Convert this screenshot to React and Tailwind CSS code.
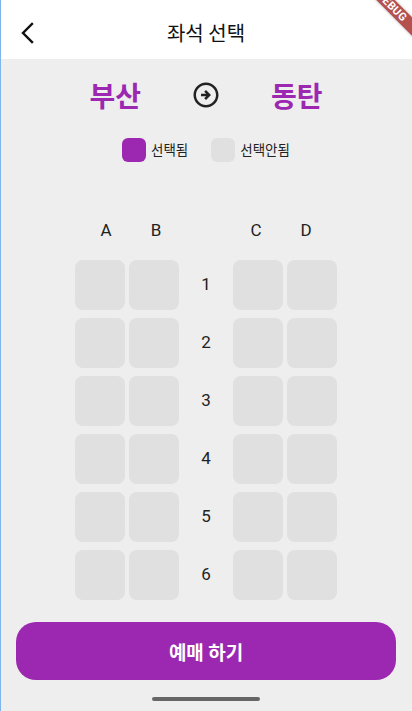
import React from "react";

const KR = { fontFamily: '"Noto Sans CJK KR", "Noto Sans", sans-serif' };
const RB = { fontFamily: 'Roboto, "Noto Sans", sans-serif' };

function Seat() {
  return (
    <div className="w-[54px] h-[58px] flex items-center justify-center">
      <div className="w-[50px] h-[50px] rounded-[8px] bg-[#e0e0e0]" />
    </div>
  );
}

export default function App() {
  const rows = [1, 2, 3, 4, 5, 6];
  return (
    <div className="relative w-[412px] h-[711px] overflow-hidden bg-[#eeeeee]">
      {/* App bar */}
      <div className="h-[59px] bg-white flex items-center pt-[6px] relative">
        <div className="w-[56px] flex items-center justify-center">
          <svg width="24" height="24" viewBox="0 0 24 24">
            <polyline points="16,3 7,12 16,21" fill="none" stroke="#111" strokeWidth="2.4" strokeLinecap="square" />
          </svg>
        </div>
        <div className="absolute left-0 right-0 top-[6px] bottom-0 flex items-center justify-center pointer-events-none">
          <span className="text-[20px] text-[#111] leading-none" style={KR}>좌석 선택</span>
        </div>
      </div>

      {/* Route */}
      <div className="h-[72px] flex items-center justify-center gap-[50px]">
        <span className="text-[28px] font-bold text-[#9c27b0] leading-none" style={KR}>부산</span>
        <svg width="30" height="30" viewBox="0 0 24 24">
          <path fill="#222" d="M22 12c0-5.52-4.48-10-10-10S2 6.48 2 12s4.48 10 10 10 10-4.48 10-10zM4 12c0-4.42 3.58-8 8-8s8 3.58 8 8-3.58 8-8 8-8-3.58-8-8zm12 0-4 4-1.41-1.41L12.17 13H8v-2h4.17l-1.59-1.59L12 8l4 4z" />
        </svg>
        <span className="text-[28px] font-bold text-[#9c27b0] leading-none" style={KR}>동탄</span>
      </div>

      {/* Legend */}
      <div className="h-[38px] flex items-center justify-center">
        <div className="w-[24px] h-[24px] rounded-[6px] bg-[#9c27b0]" />
        <span className="ml-[5px] text-[13.5px] text-[#222] leading-none" style={KR}>선택됨</span>
        <div className="ml-[23px] w-[24px] h-[24px] rounded-[6px] bg-[#e0e0e0]" />
        <span className="ml-[5px] text-[13.5px] text-[#222] leading-none" style={KR}>선택안됨</span>
      </div>

      {/* Column headers */}
      <div className="mt-[37px] h-[50px] flex items-center justify-center">
        {["A", "B", "", "C", "D"].map((c, i) => (
          <div key={i} className="w-[50px] flex items-center justify-center text-[17px] text-[#222]" style={RB}>
            {c}
          </div>
        ))}
      </div>

      {/* Seats */}
      <div className="flex flex-col items-center">
        {rows.map((r) => (
          <div key={r} className="flex">
            <Seat />
            <Seat />
            <div className="w-[50px] h-[58px] flex items-center justify-center text-[17px] text-[#222]" style={RB}>
              {r}
            </div>
            <Seat />
            <Seat />
          </div>
        ))}
      </div>

      {/* Button */}
      <div className="mt-[18px] mx-[16px] h-[58px] rounded-[20px] bg-[#9c27b0] flex items-center justify-center">
        <span className="text-[19px] font-bold text-white leading-none" style={KR}>예매 하기</span>
      </div>

      {/* Home indicator */}
      <div className="mt-[17px] flex justify-center">
        <div className="w-[108px] h-[4px] rounded-full bg-[#666666]" />
      </div>

      {/* Left edge line */}
      <div className="absolute left-0 top-0 bottom-0 w-[1px] bg-[#7fb6ea]" />

      {/* Debug banner */}
      <div className="absolute w-[120px] h-[13px] left-[332px] top-[0px] rotate-45 bg-[#b5504f] flex items-center justify-center shadow-[0_0_3px_rgba(0,0,0,0.3)]">
        <span className="text-[11px] font-bold text-white leading-none tracking-[0.3px]" style={RB}>DEBUG</span>
      </div>
    </div>
  );
}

- **Written instruction**
Reproduce the data verbatim. Do not carry any picture into the copy.

- **Task response**
Convert this screenshot to React and Tailwind CSS code.
import React from "react";

const KR = { fontFamily: '"Noto Sans CJK KR", "Noto Sans", sans-serif' };
const RB = { fontFamily: 'Roboto, "Noto Sans", sans-serif' };

function Seat() {
  return (
    <div className="w-[54px] h-[58px] flex items-center justify-center">
      <div className="w-[50px] h-[50px] rounded-[8px] bg-[#e0e0e0]" />
    </div>
  );
}

export default function App() {
  const rows = [1, 2, 3, 4, 5, 6];
  return (
    <div className="relative w-[412px] h-[711px] overflow-hidden bg-[#eeeeee]">
      {/* App bar */}
      <div className="h-[59px] bg-white flex items-center pt-[6px] relative">
        <div className="w-[56px] flex items-center justify-center">
          <svg width="24" height="24" viewBox="0 0 24 24">
            <polyline points="16,3 7,12 16,21" fill="none" stroke="#111" strokeWidth="2.4" strokeLinecap="square" />
          </svg>
        </div>
        <div className="absolute left-0 right-0 top-[6px] bottom-0 flex items-center justify-center pointer-events-none">
          <span className="text-[20px] text-[#111] leading-none" style={KR}>좌석 선택</span>
        </div>
      </div>

      {/* Route */}
      <div className="h-[72px] flex items-center justify-center gap-[50px]">
        <span className="text-[28px] font-bold text-[#9c27b0] leading-none" style={KR}>부산</span>
        <svg width="30" height="30" viewBox="0 0 24 24">
          <path fill="#222" d="M22 12c0-5.52-4.48-10-10-10S2 6.48 2 12s4.48 10 10 10 10-4.48 10-10zM4 12c0-4.42 3.58-8 8-8s8 3.58 8 8-3.58 8-8 8-8-3.58-8-8zm12 0-4 4-1.41-1.41L12.17 13H8v-2h4.17l-1.59-1.59L12 8l4 4z" />
        </svg>
        <span className="text-[28px] font-bold text-[#9c27b0] leading-none" style={KR}>동탄</span>
      </div>

      {/* Legend */}
      <div className="h-[38px] flex items-center justify-center">
        <div className="w-[24px] h-[24px] rounded-[6px] bg-[#9c27b0]" />
        <span className="ml-[5px] text-[13.5px] text-[#222] leading-none" style={KR}>선택됨</span>
        <div className="ml-[23px] w-[24px] h-[24px] rounded-[6px] bg-[#e0e0e0]" />
        <span className="ml-[5px] text-[13.5px] text-[#222] leading-none" style={KR}>선택안됨</span>
      </div>

      {/* Column headers */}
      <div className="mt-[37px] h-[50px] flex items-center justify-center">
        {["A", "B", "", "C", "D"].map((c, i) => (
          <div key={i} className="w-[50px] flex items-center justify-center text-[17px] text-[#222]" style={RB}>
            {c}
          </div>
        ))}
      </div>

      {/* Seats */}
      <div className="flex flex-col items-center">
        {rows.map((r) => (
          <div key={r} className="flex">
            <Seat />
            <Seat />
            <div className="w-[50px] h-[58px] flex items-center justify-center text-[17px] text-[#222]" style={RB}>
              {r}
            </div>
            <Seat />
            <Seat />
          </div>
        ))}
      </div>

      {/* Button */}
      <div className="mt-[18px] mx-[16px] h-[58px] rounded-[20px] bg-[#9c27b0] flex items-center justify-center">
        <span className="text-[19px] font-bold text-white leading-none" style={KR}>예매 하기</span>
      </div>

      {/* Home indicator */}
      <div className="mt-[17px] flex justify-center">
        <div className="w-[108px] h-[4px] rounded-full bg-[#666666]" />
      </div>

      {/* Left edge line */}
      <div className="absolute left-0 top-0 bottom-0 w-[1px] bg-[#7fb6ea]" />

      {/* Debug banner */}
      <div className="absolute w-[120px] h-[13px] left-[332px] top-[0px] rotate-45 bg-[#b5504f] flex items-center justify-center shadow-[0_0_3px_rgba(0,0,0,0.3)]">
        <span className="text-[11px] font-bold text-white leading-none tracking-[0.3px]" style={RB}>DEBUG</span>
      </div>
    </div>
  );
}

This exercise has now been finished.